Graeme Sullivan is Director of the School of Visual Arts, Pennsylvania State University and Professor of Art Education. He is the former Chair of the Department of Arts and Humanities, Teachers College, Columbia University, New York. He received his PhD and MA from The Ohio State University, Columbus Ohio. Graeme trained as a high school art teacher, graduating from Alexander Mackie College of Advanced Education, Sydney in 1974. He is a former teacher and art consultant with the NSW Department of Education and taught as the College of Fine Arts, UNSW, Sydney, from 1988, before taking up a position at Teachers College, Columbia University, in 1999.

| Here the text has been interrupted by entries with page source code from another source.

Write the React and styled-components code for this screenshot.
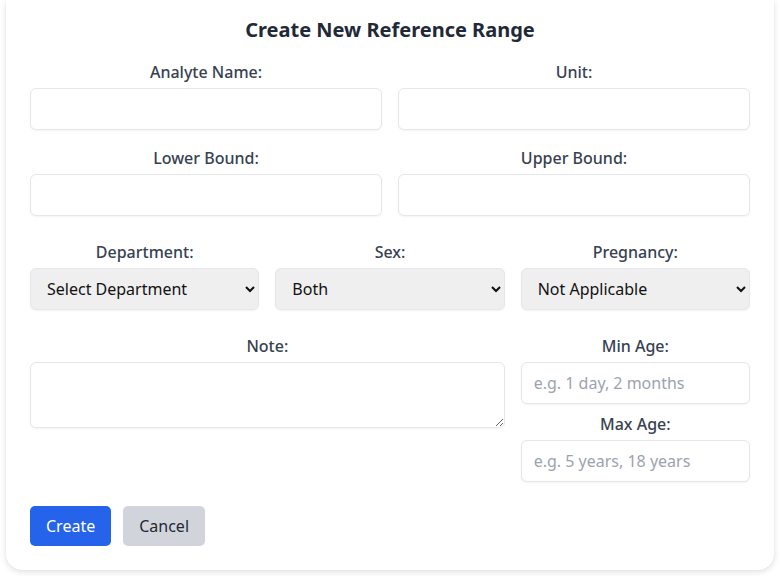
import React from "react";
import styled, { createGlobalStyle } from "styled-components";

const Global = createGlobalStyle`
  * { box-sizing: border-box; }
  html, body { margin: 0; padding: 0; background: #ffffff; }
  body { font-family: "Noto Sans", "Open Sans", sans-serif; }
  #root { padding: 0 6px 6px; }
`;

const Card = styled.form`
  background: #ffffff;
  border-radius: 0 0 16px 16px;
  box-shadow: 0 2px 6px rgba(0, 0, 0, 0.12), 0 0 2px rgba(0, 0, 0, 0.05);
  padding: 16px 24px 24px;
  display: flex;
  flex-direction: column;
`;

const Title = styled.h2`
  margin: 0 0 16px;
  font-size: 20px;
  line-height: 28px;
  font-weight: 700;
  color: #1f2937;
  text-align: center;
`;

const Grid = styled.div`
  display: grid;
  grid-template-columns: repeat(${(p) => p.cols}, 1fr);
  column-gap: 16px;
  row-gap: 16px;
  margin-top: ${(p) => p.mt || 0}px;
`;

const Field = styled.div`
  display: flex;
  flex-direction: column;
  gap: 4px;
  grid-column: span ${(p) => p.span || 1};
`;

const Stack = styled.div`
  display: flex;
  flex-direction: column;
  gap: 8px;
`;

const Label = styled.label`
  font-size: 16px;
  line-height: 24px;
  font-weight: 500;
  color: #374151;
  text-align: center;
`;

const Input = styled.input`
  height: 42px;
  width: 100%;
  padding: 8px 12px;
  font: inherit;
  font-size: 16px;
  line-height: 24px;
  color: #111827;
  background: #ffffff;
  border: 1px solid #e5e7eb;
  border-radius: 6px;
  box-shadow: 0 1px 2px rgba(0, 0, 0, 0.05);
  outline: none;
  &::placeholder { color: #9ca3af; }
`;

const Select = styled.select`
  height: 42px;
  width: 100%;
  padding: 0 12px;
  font: inherit;
  font-size: 16px;
  color: #111111;
  background: #efefef;
  border: 1px solid #e5e7eb;
  border-radius: 6px;
  box-shadow: 0 1px 2px rgba(0, 0, 0, 0.05);
  outline: none;
`;

const TextArea = styled.textarea`
  width: 100%;
  height: 66px;
  padding: 8px 12px;
  font: inherit;
  font-size: 16px;
  line-height: 24px;
  border: 1px solid #e5e7eb;
  border-radius: 6px;
  box-shadow: 0 1px 2px rgba(0, 0, 0, 0.05);
  outline: none;
  display: block;
`;

const Actions = styled.div`
  display: flex;
  gap: 12px;
  margin-top: 24px;
`;

const Button = styled.button`
  height: 40px;
  padding: 0 16px;
  font: inherit;
  font-size: 16px;
  border: none;
  border-radius: 5px;
  cursor: pointer;
  background: ${(p) => (p.primary ? "#2563eb" : "#d1d5db")};
  color: ${(p) => (p.primary ? "#ffffff" : "#1f2937")};
`;

export default function App() {
  return (
    <>
      <Global />
      <Card onSubmit={(e) => e.preventDefault()}>
        <Title>Create New Reference Range</Title>
        <Grid cols={2}>
          <Field>
            <Label>Analyte Name:</Label>
            <Input type="text" />
          </Field>
          <Field>
            <Label>Unit:</Label>
            <Input type="text" />
          </Field>
          <Field>
            <Label>Lower Bound:</Label>
            <Input type="text" />
          </Field>
          <Field>
            <Label>Upper Bound:</Label>
            <Input type="text" />
          </Field>
        </Grid>
        <Grid cols={3} mt={24}>
          <Field>
            <Label>Department:</Label>
            <Select defaultValue="">
              <option value="">Select Department</option>
            </Select>
          </Field>
          <Field>
            <Label>Sex:</Label>
            <Select defaultValue="both">
              <option value="both">Both</option>
              <option value="male">Male</option>
              <option value="female">Female</option>
            </Select>
          </Field>
          <Field>
            <Label>Pregnancy:</Label>
            <Select defaultValue="na">
              <option value="na">Not Applicable</option>
            </Select>
          </Field>
        </Grid>
        <Grid cols={3} mt={24}>
          <Field span={2}>
            <Label>Note:</Label>
            <TextArea rows={2} />
          </Field>
          <Stack>
            <Field>
              <Label>Min Age:</Label>
              <Input type="text" placeholder="e.g. 1 day, 2 months" />
            </Field>
            <Field>
              <Label>Max Age:</Label>
              <Input type="text" placeholder="e.g. 5 years, 18 years" />
            </Field>
          </Stack>
        </Grid>
        <Actions>
          <Button primary type="submit">Create</Button>
          <Button type="button">Cancel</Button>
        </Actions>
      </Card>
    </>
  );
}
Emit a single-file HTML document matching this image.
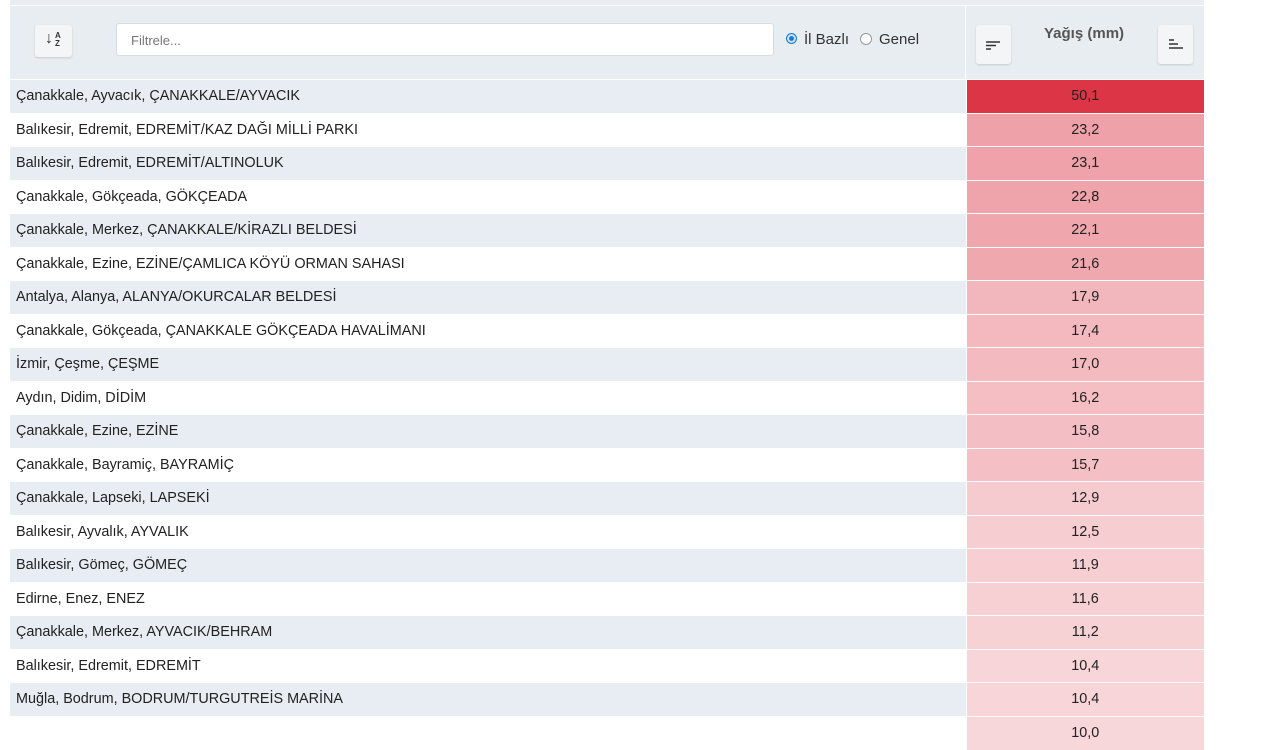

Since the early 1990s Graeme’s research has investigated the critical–reflexive thinking and forming processes in visual arts and studio–based research practices. These ideas are described in his groundbreaking 2005 book, Art Practice as Research: Inquiry in Visual Arts, with a revised and expanded edition published in 2010. Graeme has authored numerous book chapters and articles on practice–based research published in the USA, UK, Europe, Asia and Australasia. He has received several awards, including the 2007 Lowenfeld Award from the National Art Education Association (USA) for significant contribution to the field of art education, and the 1990 Manual Barkan Memorial Award for scholarly writing. Graeme is also the author of Seeing Australia: Views of Artists and Artwriters (1994). He has taken on many professional roles and is the former Senior Editor of Studies in Art Education, and editor of Australian Art Education. He is currently Associate Commissioner of the NAEA Research Commission.
Graeme maintains an active art practice and his Streetworks have been installed in several international cities over the past twenty years. He uses materials retrieved from the streets to create artworks that are exhibited and later installed at local sites. Graeme explains, “I’m not sure what happens to most of my Streetworks. But even if the life of the artwork is short, or the encounter brief, one never really knows the outcome, nor where the experience of art happens. I like that.” Graeme’s most recent streetwork project was participating in an exhibition, Art is Me, Art is You, held at the Korean Cultural Center in Los Angeles. This group exhibition celebrated community engagement on the anniversary of the LA (Rodney King) riots of 1992 and included a public art walk performance where the artists ‘wore’ their artwork as a gesture to emphasize that the creative impulse originates within an individual yet its significance needs to be seen and felt within the community. His piece was later installed in a vacant allotment in southside Los Angeles.